What matters is what the president believes. If he has faith in his own authority, the job of his lawyers is not to question that faith but to defend it.

This is what makes Barr the perfect enabler of authoritarianism. The law, in his eyes, does not constrain the president’s will but rather serves it.

All is arbitrary. There is power, and there is obedience; that’s all there is to it.

Barr’s core belief, shared by Vice President Mike Pence and by the wider evangelical brand of religious authoritarianism, is that the entire American polity is possible only if its citizens are not just religious believers but believers in an absolutist “transcendent moral order which flows from God’s eternal law.”

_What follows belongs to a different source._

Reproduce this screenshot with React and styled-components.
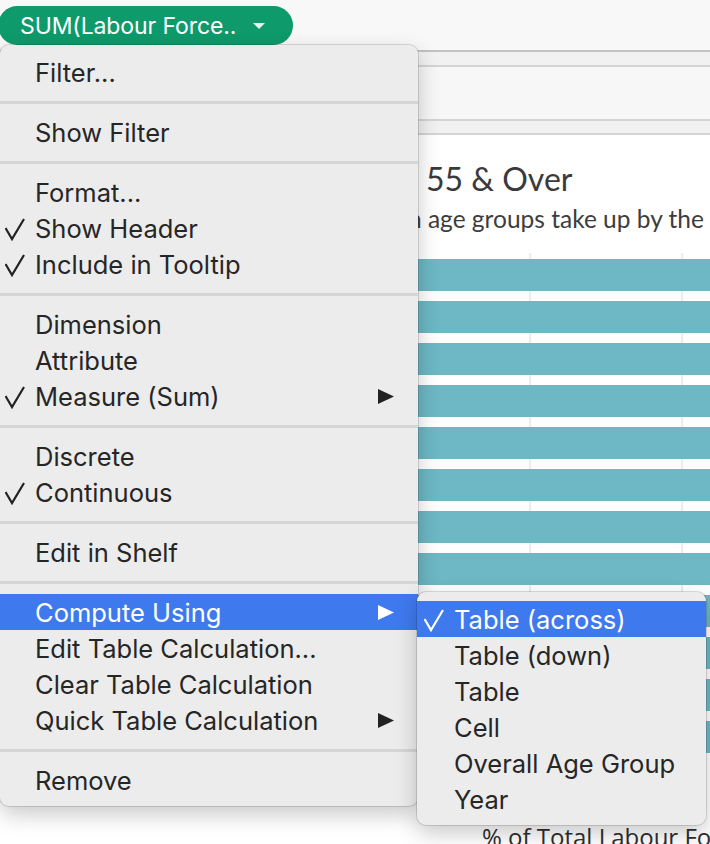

And how do these believers know there is such a transcendent moral order? And that it flows from something called “God’s eternal law”? And that the priests and cardinals and popes who tell them so have it right and are not lying? And that none of the priests and cardinals and popes who preceded the current ones got it wrong or lied about it? How do they know their transcendent moral order is better than other transcendent moral orders?

Because Bill Barr says so, I guess.

Editor’s note: The issue of papal infallibility is dealt with at some length here. It makes for fascinating reading. This extract seized my attention:

The Knights of Columbus, the largest organization of Catholic laity in the world, was founded soon after the dogma of infallibility was adopted (1882) by a priest in New Haven, Connecticut. The mission: protect the faith. By 1914, the Knights had evolved into a national organization with considerable capability to intimidate those who spoke out against the Church regardless of whether the criticisms were justified.

They created the Commission on Religious Prejudices, chaired by Patrick Henry Callahan, to shut down the press criticism of the Church. According to their 1915 report, the Commission sponsored an education campaign by “informing and correcting editors and journalists who allowed religious prejudices to surface in their newspapers.” Callahan pointed out that between August 1914 and January 1917, the number of publications which published material critical of the Church dropped nationwide from 60 to two or three.

William Barr, according to the National Catholic Reporter, is a prominent member of the Knights of Columbus:

As part of his Senate confirmation hearing to become Trump’s Attorney General, Barr listed associations with several organizations that play a key role in advancing issues central to the conservative Christian movement, including the Knights of Columbus. A member since 1984, he has provided legal counsel to the Knights on tax exemptions. For three years in the 1990s, Barr noted on the Senate confirmation forms, he was a “Supreme Board Member” of the Knights.